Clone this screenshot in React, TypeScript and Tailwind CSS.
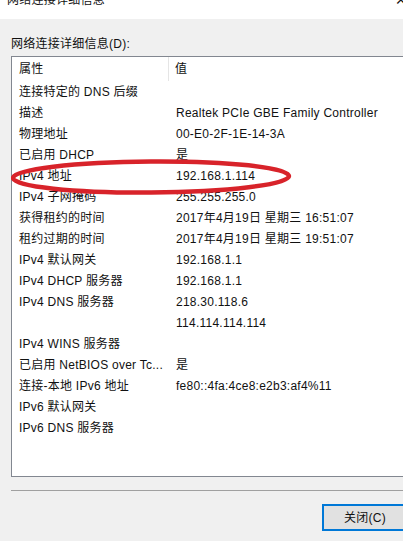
import React from "react";

const rows: [string, string][] = [
  ["连接特定的 DNS 后缀", ""],
  ["描述", "Realtek PCIe GBE Family Controller"],
  ["物理地址", "00-E0-2F-1E-14-3A"],
  ["已启用 DHCP", "是"],
  ["IPv4 地址", "192.168.1.114"],
  ["IPv4 子网掩码", "255.255.255.0"],
  ["获得租约的时间", "2017年4月19日 星期三 16:51:07"],
  ["租约过期的时间", "2017年4月19日 星期三 19:51:07"],
  ["IPv4 默认网关", "192.168.1.1"],
  ["IPv4 DHCP 服务器", "192.168.1.1"],
  ["IPv4 DNS 服务器", "218.30.118.6"],
  ["", "114.114.114.114"],
  ["IPv4 WINS 服务器", ""],
  ["已启用 NetBIOS over Tc...", "是"],
  ["连接-本地 IPv6 地址", "fe80::4fa:4ce8:e2b3:af4%11"],
  ["IPv6 默认网关", ""],
  ["IPv6 DNS 服务器", ""],
];

export default function App() {
  return (
    <div
      className="relative flex h-[541px] w-[403px] flex-col overflow-hidden bg-[#f0f0f0] text-[12px] tracking-[0.25px] text-[#111]"
      style={{ fontFamily: '"Liberation Sans", "Noto Sans CJK SC", sans-serif' }}
    >
      {/* title bar, cut off at the top */}
      <div className="relative h-[19px] shrink-0 bg-white">
        <div className="absolute left-[7px] top-[-9px] leading-[18px]">网络连接详细信息</div>
        <div className="absolute right-[-4px] top-[-7px] text-[14px] leading-[14px]">✕</div>
      </div>

      <div className="pl-[11px] pt-[17px] leading-[16px]">网络连接详细信息(D):</div>

      <div className="relative ml-[11px] mt-[4px] mr-[-20px] h-[421px] shrink-0 border border-[#828790] bg-white">
        <div className="flex h-[24px] items-center">
          <div className="flex h-full w-[157px] items-center border-r border-[#e5e5e5] pl-[7px]">属性</div>
          <div className="pl-[6px]">值</div>
        </div>
        <div className="flex flex-col">
          {rows.map(([k, v], i) => (
            <div key={i} className="flex h-[21px] items-center whitespace-nowrap">
              <div className="w-[157px] pl-[7px]">{k}</div>
              <div className="pl-[7px]">{v}</div>
            </div>
          ))}
        </div>

        {/* red marker ring around the IPv4 row */}
        <svg
          className="pointer-events-none absolute left-[-1px] top-[101px]"
          width="300"
          height="40"
          viewBox="0 0 300 40"
        >
          <ellipse
            cx="140"
            cy="19"
            rx="138"
            ry="15.5"
            fill="none"
            stroke="#d8232a"
            strokeWidth="4.5"
            transform="rotate(-0.4 140 19)"
          />
        </svg>
      </div>

      <div className="ml-[11px] mt-[13px] h-px shrink-0 bg-[#a0a0a0]" />

      <div className="flex justify-end pt-[13px]">
        <button className="mr-[-5px] h-[27px] w-[86px] border-2 border-[#0078d7] bg-[#e1e1e1] text-center text-[12px]">
          关闭(C)
        </button>
      </div>
    </div>
  );
}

- - -

From the opening line of the listing above through the line bearing "import React from", repeat each line exactly. Drop every picture.

Clone this screenshot in React, TypeScript and Tailwind CSS.
import React from "react";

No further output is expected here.